Mélanie Thierry stars as the irresistible Marie de Mézières in THE PRINCESS OF MONTPENSIER

Based on the 1662 novella by Madame de La Fayette, The Princess of Montpensier is a thrilling tale of love and war, of honor and betrayal. Master filmmaker Tavernier (The Clockmaker of Saint-Paul, A Sunday in the Country), who cowrote the daring script with longtime collaborator Jean Cosmos and François-Oliver Rousseau, focuses on character and story rather than pomp and circumstance, creating an intoxicating intimacy often missing from the genre. Thierry is alluring as Marie, who can be seen as an early feminist in a time when women were little more than possessions.
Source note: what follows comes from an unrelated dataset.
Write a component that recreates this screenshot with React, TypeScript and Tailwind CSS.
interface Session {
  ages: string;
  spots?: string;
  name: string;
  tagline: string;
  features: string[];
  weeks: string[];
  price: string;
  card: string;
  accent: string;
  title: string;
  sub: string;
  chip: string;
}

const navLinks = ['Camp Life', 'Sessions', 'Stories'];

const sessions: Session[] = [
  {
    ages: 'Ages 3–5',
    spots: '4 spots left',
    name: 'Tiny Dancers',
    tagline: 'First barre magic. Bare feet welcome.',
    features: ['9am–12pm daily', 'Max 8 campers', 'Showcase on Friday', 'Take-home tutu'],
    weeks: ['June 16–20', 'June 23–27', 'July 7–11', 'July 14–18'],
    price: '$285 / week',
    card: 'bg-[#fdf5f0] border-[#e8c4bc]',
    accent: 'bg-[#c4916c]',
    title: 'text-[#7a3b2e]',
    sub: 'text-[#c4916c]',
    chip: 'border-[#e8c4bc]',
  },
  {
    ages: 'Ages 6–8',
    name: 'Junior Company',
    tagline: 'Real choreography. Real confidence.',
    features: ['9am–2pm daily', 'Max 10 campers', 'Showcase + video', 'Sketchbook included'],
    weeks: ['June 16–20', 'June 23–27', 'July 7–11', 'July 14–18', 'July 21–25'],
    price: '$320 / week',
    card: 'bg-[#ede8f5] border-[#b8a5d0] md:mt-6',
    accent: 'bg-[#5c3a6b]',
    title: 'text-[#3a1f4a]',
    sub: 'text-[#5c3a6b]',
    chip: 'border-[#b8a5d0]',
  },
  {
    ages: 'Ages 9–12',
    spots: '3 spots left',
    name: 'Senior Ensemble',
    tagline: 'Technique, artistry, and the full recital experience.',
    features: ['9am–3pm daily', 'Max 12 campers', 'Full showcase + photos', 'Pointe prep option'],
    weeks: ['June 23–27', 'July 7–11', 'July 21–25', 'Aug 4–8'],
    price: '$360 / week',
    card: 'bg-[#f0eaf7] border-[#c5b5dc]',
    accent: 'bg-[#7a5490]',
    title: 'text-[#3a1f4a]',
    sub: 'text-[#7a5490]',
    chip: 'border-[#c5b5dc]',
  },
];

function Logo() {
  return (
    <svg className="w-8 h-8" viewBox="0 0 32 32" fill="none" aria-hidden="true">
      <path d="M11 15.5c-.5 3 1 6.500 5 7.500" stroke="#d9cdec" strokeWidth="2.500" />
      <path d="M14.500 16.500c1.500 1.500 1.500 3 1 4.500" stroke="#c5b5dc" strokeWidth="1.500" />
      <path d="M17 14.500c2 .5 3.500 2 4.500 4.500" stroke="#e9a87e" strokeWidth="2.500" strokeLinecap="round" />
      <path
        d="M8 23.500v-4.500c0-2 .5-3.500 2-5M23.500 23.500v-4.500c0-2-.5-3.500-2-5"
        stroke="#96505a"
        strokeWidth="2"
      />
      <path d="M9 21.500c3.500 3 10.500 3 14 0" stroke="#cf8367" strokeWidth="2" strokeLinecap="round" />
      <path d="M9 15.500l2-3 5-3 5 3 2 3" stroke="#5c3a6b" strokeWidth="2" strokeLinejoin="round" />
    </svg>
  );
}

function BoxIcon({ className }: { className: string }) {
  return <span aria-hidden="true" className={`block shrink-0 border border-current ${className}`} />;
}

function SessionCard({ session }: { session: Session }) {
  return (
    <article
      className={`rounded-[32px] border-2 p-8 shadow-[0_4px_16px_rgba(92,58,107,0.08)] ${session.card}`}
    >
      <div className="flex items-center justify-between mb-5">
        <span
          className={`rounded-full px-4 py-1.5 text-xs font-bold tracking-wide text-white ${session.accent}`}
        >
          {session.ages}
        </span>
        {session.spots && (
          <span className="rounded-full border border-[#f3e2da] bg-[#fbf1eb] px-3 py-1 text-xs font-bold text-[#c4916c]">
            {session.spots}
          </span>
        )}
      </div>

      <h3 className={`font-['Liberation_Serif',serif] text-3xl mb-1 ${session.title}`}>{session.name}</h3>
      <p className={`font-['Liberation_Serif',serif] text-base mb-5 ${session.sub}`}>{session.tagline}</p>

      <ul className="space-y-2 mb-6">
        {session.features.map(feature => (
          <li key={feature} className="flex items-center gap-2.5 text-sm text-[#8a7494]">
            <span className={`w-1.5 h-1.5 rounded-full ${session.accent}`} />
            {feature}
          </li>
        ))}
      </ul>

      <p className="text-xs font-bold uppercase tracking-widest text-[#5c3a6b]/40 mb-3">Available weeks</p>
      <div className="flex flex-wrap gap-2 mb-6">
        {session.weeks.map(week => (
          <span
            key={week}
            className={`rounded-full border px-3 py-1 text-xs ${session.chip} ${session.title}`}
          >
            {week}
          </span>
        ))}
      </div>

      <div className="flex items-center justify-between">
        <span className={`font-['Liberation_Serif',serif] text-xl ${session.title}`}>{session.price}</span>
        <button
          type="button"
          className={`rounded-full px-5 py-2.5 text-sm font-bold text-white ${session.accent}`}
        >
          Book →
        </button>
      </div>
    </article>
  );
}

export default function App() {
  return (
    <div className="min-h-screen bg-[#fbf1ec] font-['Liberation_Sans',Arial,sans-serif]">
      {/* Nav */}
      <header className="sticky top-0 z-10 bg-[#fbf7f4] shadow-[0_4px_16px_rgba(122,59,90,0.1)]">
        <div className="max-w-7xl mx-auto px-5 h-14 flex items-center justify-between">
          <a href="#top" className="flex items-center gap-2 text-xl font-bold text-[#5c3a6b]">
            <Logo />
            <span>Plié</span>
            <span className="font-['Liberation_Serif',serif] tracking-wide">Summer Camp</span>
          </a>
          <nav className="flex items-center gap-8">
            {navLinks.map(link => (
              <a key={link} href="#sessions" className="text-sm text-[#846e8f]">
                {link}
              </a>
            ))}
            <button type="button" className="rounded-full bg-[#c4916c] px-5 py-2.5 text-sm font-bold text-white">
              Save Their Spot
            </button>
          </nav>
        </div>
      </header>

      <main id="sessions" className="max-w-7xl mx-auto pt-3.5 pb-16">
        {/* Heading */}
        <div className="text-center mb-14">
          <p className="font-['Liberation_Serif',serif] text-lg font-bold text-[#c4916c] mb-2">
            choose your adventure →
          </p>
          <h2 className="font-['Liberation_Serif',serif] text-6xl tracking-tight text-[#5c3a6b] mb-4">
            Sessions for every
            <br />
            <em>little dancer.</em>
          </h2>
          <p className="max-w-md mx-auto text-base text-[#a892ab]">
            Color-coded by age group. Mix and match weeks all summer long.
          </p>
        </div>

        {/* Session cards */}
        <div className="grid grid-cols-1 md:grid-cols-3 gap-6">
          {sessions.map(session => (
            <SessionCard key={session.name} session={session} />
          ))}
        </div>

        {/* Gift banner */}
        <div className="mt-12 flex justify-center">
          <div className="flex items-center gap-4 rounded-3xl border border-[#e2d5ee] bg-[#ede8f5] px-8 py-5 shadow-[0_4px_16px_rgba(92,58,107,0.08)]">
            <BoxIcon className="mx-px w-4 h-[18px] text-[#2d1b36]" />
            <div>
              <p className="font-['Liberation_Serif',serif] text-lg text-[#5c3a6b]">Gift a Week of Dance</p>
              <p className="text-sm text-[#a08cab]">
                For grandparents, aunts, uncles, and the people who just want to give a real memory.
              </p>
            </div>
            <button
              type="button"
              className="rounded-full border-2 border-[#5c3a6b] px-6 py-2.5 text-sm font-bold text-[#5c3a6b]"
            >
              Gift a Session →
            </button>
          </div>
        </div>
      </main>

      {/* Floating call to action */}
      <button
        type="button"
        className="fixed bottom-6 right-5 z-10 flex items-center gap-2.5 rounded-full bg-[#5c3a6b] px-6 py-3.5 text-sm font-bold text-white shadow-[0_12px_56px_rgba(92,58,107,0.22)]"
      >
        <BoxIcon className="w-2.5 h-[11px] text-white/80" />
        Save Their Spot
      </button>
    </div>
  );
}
Even at two hours and twenty minutes, the film flies by; you’ll feel sorry you can’t spend more time with the many wonderfully drawn characters who help make The Princess of Montpensier such a marvelous treat. The film is screening April 10 and 14 as part of MoMA’s presentation of its latest film acquisitions; among the other recently acquired works being shown are Aktan Arym Kubat’s Svet-Ake (The Light Thief), Bruno Barretto’s Bossa Nova, Xavier Dolan’s Les Amours imaginaires (Heartbeats), and Bong Joon-hoo’s Barking Dogs Never Bite.